Day 4 - Vilela to Vilanova de Lourenza 22kms.
The bar opened at 8 so I got up late enough to have breakfast. When I left 2 pilgrims arrived who had spent the night in Ribadeo.
It was a day of lots of ups and downs, lots of eucalyptus trees and no bars. I had to walk 18kms for my second coffee so I was glad that I had had the first. 




Today, being a Sunday, I wanted to get to Vilanova in time for lunch in a restaurant, my Sunday treat to myself, more especially as I haven't had a meal out since October! Fortunately, as Spanish eating times are so strange I had every hope of arriving in time, though the last time I tried this I was far too late, even for Spain. 
Entering Vilanova the signs stopped and I ended up going in the wrong direction but a helpful taxi driver set me straight. I arrived about 2 and had time to shower, change and to find the restaurant that I planned to eat at. It was nothing phenomenal but it was a meal out. The Albergue Savior was not my first choice, I though that it was off the camino but it isn't at all, it is really lovely and the owners are very sweet, but mostly I prefer the less personal approach of the Xunta albergues. Having said that it is really well equipped and there is a lovely roof space to sit and relax, and the weather was ideal, warm but not too sunny. There were quite a few pilgrims and some different nationalities. 




Day 5 - Vilanova to Mondoñedo 10kms and then home.
I woke up very early so started very early but, in fact, other people were up too.

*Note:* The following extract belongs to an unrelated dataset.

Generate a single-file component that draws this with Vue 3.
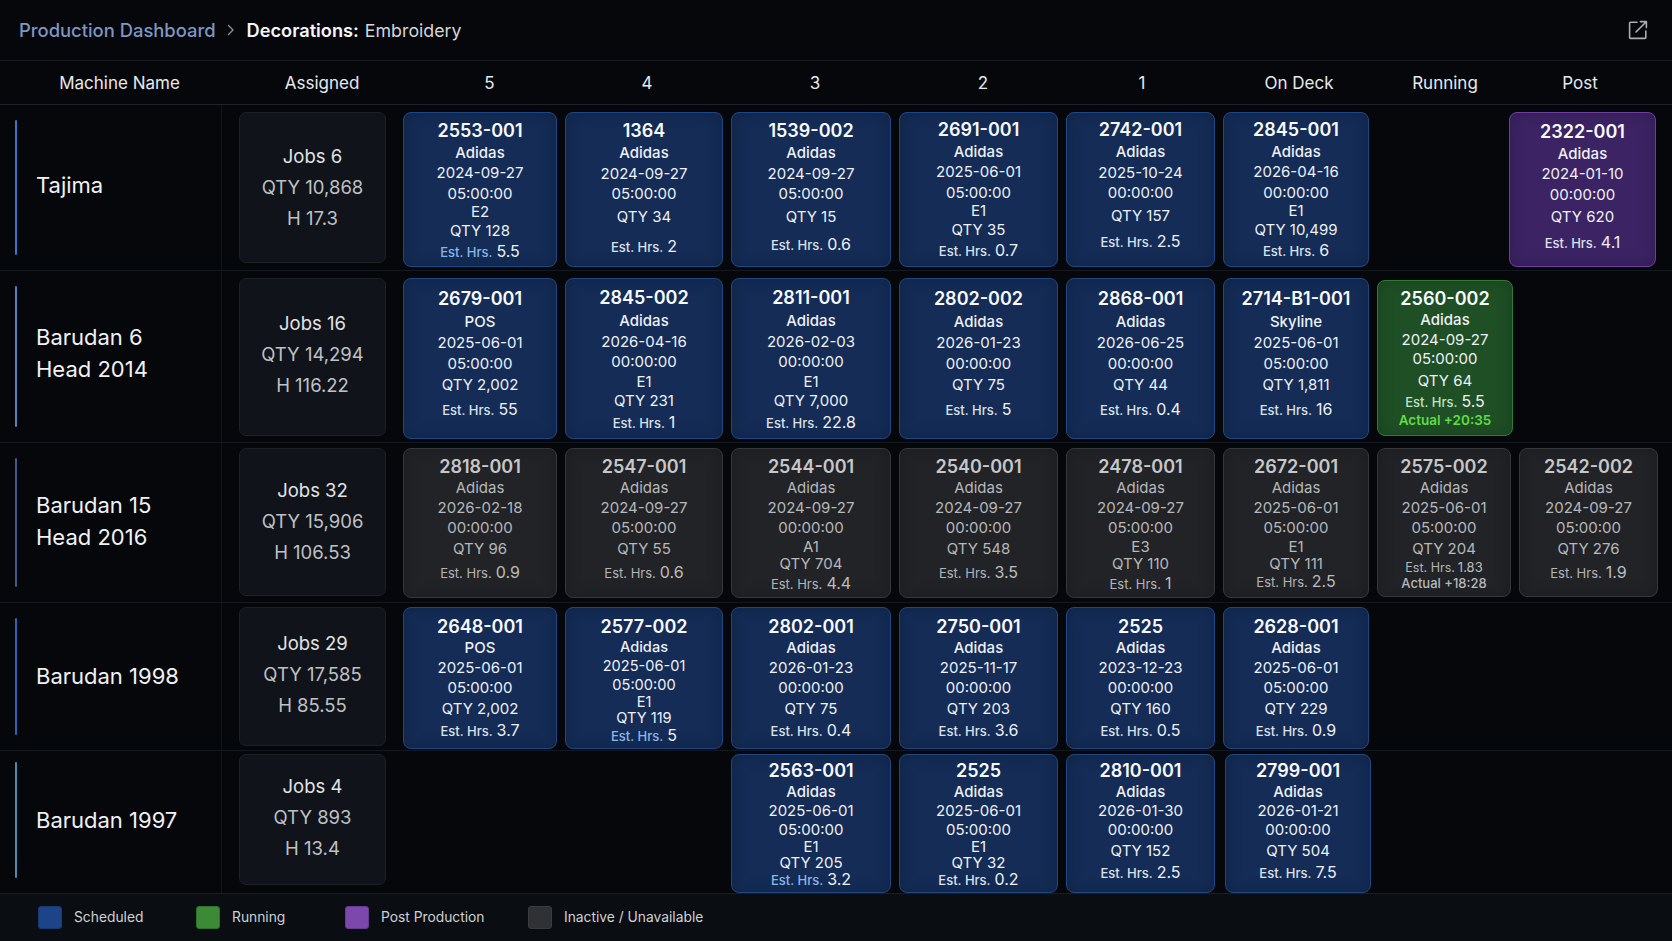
<script setup>
function c(id, client, date, time, qty, est, opts = {}) {
  return { id, client, date, time, qty, est, ...opts }
}

const rows = [
  {
    name: ['Tajima'], jobs: 'Jobs 6', qty: 'QTY 10,868', hours: 'H 17.3', cls: 'r1',
    cards: [
      c('2553-001', 'Adidas', '2024-09-27', '05:00:00', 'QTY 128', '5.5', { fit: 's7', e: 'E2', hot: true }),
      c('1364', 'Adidas', '2024-09-27', '05:00:00', 'QTY 34', '2', { fit: 's6', gap: 7 }),
      c('1539-002', 'Adidas', '2024-09-27', '05:00:00', 'QTY 15', '0.6', { fit: 's6', gap: 5 }),
      c('2691-001', 'Adidas', '2025-06-01', '05:00:00', 'QTY 35', '0.7', { fit: 's7', e: 'E1', top: -1 }),
      c('2742-001', 'Adidas', '2025-10-24', '00:00:00', 'QTY 157', '2.5', { fit: 's6', gap: 3, top: -1 }),
      c('2845-001', 'Adidas', '2026-04-16', '00:00:00', 'QTY 10,499', '6', { fit: 's7', e: 'E1', top: -1 }),
      null,
      c('2322-001', 'Adidas', '2024-01-10', '00:00:00', 'QTY 620', '4.1', { fit: 's6', gap: 3, top: 0.5, kind: 'post', extra: 'post-left' })
    ]
  },
  {
    name: ['Barudan 6', 'Head 2014'], jobs: 'Jobs 16', qty: 'QTY 14,294', hours: 'H 116.22', cls: 'r2',
    cards: [
      c('2679-001', 'POS', '2025-06-01', '05:00:00', 'QTY 2,002', '55', { fit: 'w6', gap: 2.5 }),
      c('2845-002', 'Adidas', '2026-04-16', '00:00:00', 'QTY 231', '1', { fit: 'w7', e: 'E1', gap: 1 }),
      c('2811-001', 'Adidas', '2026-02-03', '00:00:00', 'QTY 7,000', '22.8', { fit: 'w7', e: 'E1', gap: 1 }),
      c('2802-002', 'Adidas', '2026-01-23', '00:00:00', 'QTY 75', '5', { fit: 'w6', gap: 2.5 }),
      c('2868-001', 'Adidas', '2026-06-25', '00:00:00', 'QTY 44', '0.4', { fit: 'w6', gap: 2.5 }),
      c('2714-B1-001', 'Skyline', '2025-06-01', '05:00:00', 'QTY 1,811', '16', { fit: 'w6', gap: 2.5 }),
      c('2560-002', 'Adidas', '2024-09-27', '05:00:00', 'QTY 64', '5.5', { fit: 'run', kind: 'run', extra: 'run-wide', actual: 'Actual +20:35' })
    ]
  },
  {
    name: ['Barudan 15', 'Head 2016'], jobs: 'Jobs 32', qty: 'QTY 15,906', hours: 'H 106.53', cls: 'r3',
    cards: [
      c('2818-001', 'Adidas', '2026-02-18', '00:00:00', 'QTY 96', '0.9', { fit: 'n6', gap: 2, kind: 'off' }),
      c('2547-001', 'Adidas', '2024-09-27', '05:00:00', 'QTY 55', '0.6', { fit: 'n6', gap: 2, kind: 'off' }),
      c('2544-001', 'Adidas', '2024-09-27', '00:00:00', 'QTY 704', '4.4', { fit: 'n7', e: 'A1', kind: 'off' }),
      c('2540-001', 'Adidas', '2024-09-27', '00:00:00', 'QTY 548', '3.5', { fit: 'n6', gap: 2, kind: 'off' }),
      c('2478-001', 'Adidas', '2024-09-27', '05:00:00', 'QTY 110', '1', { fit: 'n7', e: 'E3', kind: 'off' }),
      c('2672-001', 'Adidas', '2025-06-01', '05:00:00', 'QTY 111', '2.5', { fit: 'n7', e: 'E1', gap: -2, kind: 'off' }),
      c('2575-002', 'Adidas', '2025-06-01', '05:00:00', 'QTY 204', '1.83', { fit: 'act', kind: 'off', small: true, actual: 'Actual +18:28' }),
      c('2542-002', 'Adidas', '2024-09-27', '05:00:00', 'QTY 276', '1.9', { fit: 'n6', gap: 2, kind: 'off' })
    ]
  },
  {
    name: ['Barudan 1998'], jobs: 'Jobs 29', qty: 'QTY 17,585', hours: 'H 85.55', cls: 'r4',
    cards: [
      c('2648-001', 'POS', '2025-06-01', '05:00:00', 'QTY 2,002', '3.7', { fit: 'm6' }),
      c('2577-002', 'Adidas', '2025-06-01', '05:00:00', 'QTY 119', '5', { fit: 't7', e: 'E1', hot: true }),
      c('2802-001', 'Adidas', '2026-01-23', '00:00:00', 'QTY 75', '0.4', { fit: 'm6' }),
      c('2750-001', 'Adidas', '2025-11-17', '00:00:00', 'QTY 203', '3.6', { fit: 'm6' }),
      c('2525', 'Adidas', '2023-12-23', '00:00:00', 'QTY 160', '0.5', { fit: 'm6' }),
      c('2628-001', 'Adidas', '2025-06-01', '05:00:00', 'QTY 229', '0.9', { fit: 'm6' })
    ]
  },
  {
    name: ['Barudan 1997'], jobs: 'Jobs 4', qty: 'QTY 893', hours: 'H 13.4', cls: 'r5',
    cards: [
      null,
      null,
      c('2563-001', 'Adidas', '2025-06-01', '05:00:00', 'QTY 205', '3.2', { fit: 'b7', e: 'E1', hot: true }),
      c('2525', 'Adidas', '2025-06-01', '05:00:00', 'QTY 32', '0.2', { fit: 'b7', e: 'E1' }),
      c('2810-001', 'Adidas', '2026-01-30', '00:00:00', 'QTY 152', '2.5', { fit: 'b6' }),
      c('2799-001', 'Adidas', '2026-01-21', '00:00:00', 'QTY 504', '7.5', { fit: 'b6', extra: 'deck-shift' })
    ]
  }
]

const columns = ['Machine Name', 'Assigned', '5', '4', '3', '2', '1', 'On Deck', 'Running', 'Post']
const legend = [
  { label: 'Scheduled', cls: 'sw-blue' },
  { label: 'Running', cls: 'sw-green' },
  { label: 'Post Production', cls: 'sw-purple' },
  { label: 'Inactive / Unavailable', cls: 'sw-gray' }
]
</script>

<template>
  <div class="page">
    <header class="topbar">
      <div class="crumbs">
        <span class="crumb-link">Production Dashboard</span>
        <svg class="chev" width="10" height="14" viewBox="0 0 10 14" fill="none">
          <path d="M2.5 2.5 7 7l-4.5 4.5" stroke="#8b8f96" stroke-width="1.4" stroke-linecap="round" stroke-linejoin="round" />
        </svg>
        <b class="crumb-bold">Decorations:</b>
        <span class="crumb-last">Embroidery</span>
      </div>
      <svg class="open" width="20" height="20" viewBox="0 0 20 20" fill="none">
        <path d="M9 2.2H2.6a1 1 0 0 0-1 1v14.2a1 1 0 0 0 1 1h14.2a1 1 0 0 0 1-1V11" stroke="#a9adb2" stroke-width="1.6" stroke-linecap="round" />
        <path d="M12.4 1.6h6v6M18 2 8 12" stroke="#a9adb2" stroke-width="1.6" stroke-linecap="round" stroke-linejoin="round" />
      </svg>
    </header>

    <div class="colheads">
      <div v-for="col in columns" :key="col">{{ col }}</div>
    </div>

    <section v-for="row in rows" :key="row.jobs" class="row" :class="row.cls">
      <div class="machine">
        <i class="bar"></i>
        <div class="mname">
          <div v-for="line in row.name" :key="line">{{ line }}</div>
        </div>
      </div>
      <div class="assigned">
        <div class="jobs">{{ row.jobs }}</div>
        <div>{{ row.qty }}</div>
        <div>{{ row.hours }}</div>
      </div>
      <div class="slots">
        <template v-for="(card, i) in row.cards" :key="i">
          <div v-if="!card"></div>
          <div v-else class="card" :class="[card.kind || 'sched', card.fit, card.extra]" :style="{ paddingTop: `calc(var(--p) + ${card.top || 0}px)` }">
            <div class="jid">{{ card.id }}</div>
            <div class="ln client">{{ card.client }}</div>
            <div class="ln">{{ card.date }}</div>
            <div class="ln">{{ card.time }}</div>
            <div v-if="card.e" class="eline">{{ card.e }}</div>
            <div class="qline">{{ card.qty }}</div>
            <div class="est" :class="{ small: card.small }" :style="{ marginTop: (card.gap || 0) + 'px' }">
              <span class="est-l" :class="{ hot: card.hot }">Est. Hrs.</span>
              <span class="est-v">{{ card.est }}</span>
            </div>
            <div v-if="card.actual" class="actual">{{ card.actual }}</div>
          </div>
        </template>
      </div>
    </section>

    <footer class="legend">
      <div v-for="item in legend" :key="item.label" class="leg-item">
        <i class="swatch" :class="item.cls"></i>
        <span>{{ item.label }}</span>
      </div>
    </footer>
  </div>
</template>

<style>
html, body {
  margin: 0;
  background: #05070b;
}
</style>

<style scoped>
.page {
  width: 1672px;
  height: 941px;
  overflow: hidden;
  background: #05070b;
  color: #f2f3f5;
  font-family: Inter, "Noto Sans", sans-serif;
}

.topbar {
  height: 61px;
  box-sizing: border-box;
  padding: 0 24px 0 19px;
  display: flex;
  align-items: center;
  justify-content: space-between;
  border-bottom: 1px solid #171c24;
}
.crumbs {
  display: flex;
  align-items: center;
  font-size: 18.4px;
}
.crumb-link { color: #7e96c2; font-weight: 500; }
.chev { margin: 0 11px 0 10px; }
.crumb-bold { font-size: 18.2px; font-weight: 600; color: #f5f6f7; margin-right: 6px; }
.crumb-last { font-size: 17.8px; color: #d4d6d9; }
.open { margin-top: -1px; }

.colheads {
  height: 44px;
  box-sizing: border-box;
  display: grid;
  grid-template-columns: 239px 166px 169px 146px 190px 146px 172px 142px 150px 120px;
  align-items: center;
  text-align: center;
  font-size: 17px;
  color: #e8e9eb;
  border-bottom: 1px solid #1d2229;
}

.row {
  display: flex;
  box-sizing: border-box;
  border-bottom: 1px solid #14181f;
}
.r1 { height: 166px; --t: 7px; --sb: 3px; --ab: 7px; --bar: #3a76c8; --ap: 0px; --nm: 5px; }
.r2 { height: 172px; --t: 7px; --sb: 3px; --ab: 6px; --bar: #5780bd; --ap: 6px; --nm: 7px; }
.r3 { height: 160px; --t: 5px; --sb: 4px; --ab: 6px; --bar: #41598a; --ap: 2px; --nm: 4px; }
.r4 { height: 148px; --t: 4px; --sb: 1px; --ab: 4px; --bar: #2e64b4; --ap: 4px; --nm: 1px; }
.r5 { height: 142px; --t: 3px; --sb: 0px; --ab: 8px; --bar: #4a8cb5; --ap: 4px; --nm: 5px; border-bottom: 0; }

.machine {
  width: 222px;
  box-sizing: border-box;
  padding-left: 15px;
  display: flex;
  align-items: center;
  border-right: 1px solid #12161c;
}
.bar {
  width: 2px;
  align-self: stretch;
  margin: 15px 0;
  background: var(--bar);
  border-radius: 2px;
}
.r5 .bar { margin-top: 11px; }
.mname {
  margin-left: 19px;
  font-size: 22px;
  line-height: 32px;
  color: #f0f1f3;
  margin-bottom: var(--nm);
}

.assigned {
  width: 147px;
  box-sizing: border-box;
  margin: var(--t) 17px var(--ab) 17px;
  background: #10131a;
  border: 1px solid #1c2027;
  border-radius: 7px;
  display: flex;
  flex-direction: column;
  align-items: center;
  justify-content: center;
  padding-bottom: var(--ap);
  font-size: 18.5px;
  line-height: 31px;
  color: #bfc1c4;
}
.jobs { color: #e2e3e5; }

.slots {
  margin: var(--t) 0 var(--sb) 0;
  display: grid;
  grid-template-columns: 154px 158px 160px 159px 149px 146px 134px 139px;
  column-gap: 8px;
}

.card {
  box-sizing: border-box;
  border: 1px solid;
  border-radius: 8px;
  text-align: center;
  overflow: hidden;
  color: #eef1f6;
  font-size: 15px;
  font-weight: 400;
}
.sched {
  background: #142c56;
  border-color: #1f4786;
  box-shadow: inset 0 0 14px #102344;
}
.run {
  background: #1f4f25;
  border-color: #2f7a35;
  box-shadow: inset 0 0 14px #183f1e;
}
.post {
  background: #3c2363;
  border-color: #6b409c;
  box-shadow: inset 0 0 14px #321c54;
}
.off {
  background: #212327;
  border-color: #35373b;
  box-shadow: inset 0 0 14px #1a1c1f;
  color: #b7b8ba;
}

.jid {
  height: var(--tl);
  line-height: var(--tl);
  font-size: 18px;
  font-weight: 600;
  color: #f8f9fb;
}
.off .jid { color: #c6c7c9; }
.ln {
  height: var(--l);
  line-height: var(--l);
}
.client { font-weight: 450; }
.off .client { font-weight: 400; }
.eline {
  height: var(--e);
  line-height: var(--e);
}
.qline {
  height: var(--q);
  line-height: var(--q);
}
.est {
  height: var(--h, 20px);
  line-height: var(--h, 20px);
  font-size: 13px;
  white-space: nowrap;
}
.est-l { font-weight: 500; color: #dde2ea; }
.est-l.hot { color: #88b8ea; }
.run .est-l { color: #bfe3c6; }
.off .est-l { color: #b4b5b7; font-weight: 400; }
.est-v { font-size: 16px; margin-left: 4px; color: #eef1f6; }
.off .est-v { color: #bcbdbf; }
.est.small { font-size: 12.5px; }
.est.small .est-v { font-size: 13px; margin-left: 3px; }
.actual {
  height: 19px;
  line-height: 19px;
  font-size: 13.5px;
  font-weight: 600;
  color: #62dc45;
}
.off .actual { color: #b7b8ba; font-size: 13px; font-weight: 500; height: 17px; line-height: 17px; }

.s6 { --p: 6px; --tl: 24px; --l: 20.5px; --q: 24px; }
.s7 { --p: 6px; --tl: 24px; --l: 20.3px; --e: 16.3px; --q: 21px; }
.w6 { --p: 6.6px; --tl: 25.5px; --l: 21px; --q: 22px; }
.w7 { --p: 6px; --tl: 26px; --l: 20.5px; --e: 18.6px; --q: 19.6px; }
.n6 { --p: 6px; --tl: 23px; --l: 20px; --q: 22px; }
.n7 { --p: 6px; --tl: 23px; --l: 20px; --e: 18px; --q: 16.6px; }
.m6 { --p: 6.6px; --tl: 23px; --l: 20px; --q: 22px; }
.t7 { --p: 6.6px; --tl: 23px; --l: 19px; --e: 15.5px; --q: 16.5px; --h: 16px; font-size: 14.6px; }
.b6 { --p: 3.5px; --tl: 23px; --l: 19px; --q: 23.6px; }
.b7 { --p: 3.5px; --tl: 23px; --l: 19px; --e: 15px; --q: 17px; --h: 16px; }
.run { --p: 6px; --tl: 23px; --l: 19.7px; --q: 23px; --h: 19px; }
.act { --p: 6px; --tl: 23px; --l: 20px; --q: 21px; --h: 16px; }

.post-left { margin: 0 2px 0 -10px; }
.run-wide { margin: 2px -2px 3px 0; }
.deck-shift { margin: 0 -2px 0 2px; }
.r3 .off:nth-child(n+7) { margin-bottom: 1px; }

.legend {
  height: 48px;
  box-sizing: border-box;
  padding: 0 0 1px 38px;
  display: grid;
  grid-template-columns: 158px 149px 183px 200px;
  align-items: center;
  background: #0a0d12;
  border-top: 1px solid #191d24;
  font-size: 13.8px;
  color: #cfd1d4;
}
.leg-item {
  display: flex;
  align-items: center;
  gap: 12px;
}
.swatch {
  width: 24px;
  height: 23px;
  box-sizing: border-box;
  border-radius: 3px;
  border: 1px solid;
}
.sw-blue { background: #1d4388; border-color: #1a3870; }
.sw-green { background: #3d8a36; border-color: #2f702c; }
.sw-purple { background: #7c48ac; border-color: #673b92; }
.sw-gray { background: #2f3135; border-color: #3a3c40; }
</style>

There was no sign of an open bar in Vilanova but I found one after 4kms. Again lots of ups and downs.



I arrived in Mondoñedo earlier than I would have liked. I hoped to get a stamp at the cathedral but it was closed.

So I had a cup of coffee and went to search for the Town Hall, hoping to get a stamp there but signs said appointments were necessary, so no stamp. I just sat and waited at the bus station, this is a building site so didn't bode well for transport, I was very glad when some other people turned up for a bus. The bus went via Abadin and Vilalba so I saw other pilgrims. The walk up to Abadin is very steep.
In Lugo I had time to go for a glass of wine and a tapa and then to continue home. I aim to finish this camino in September.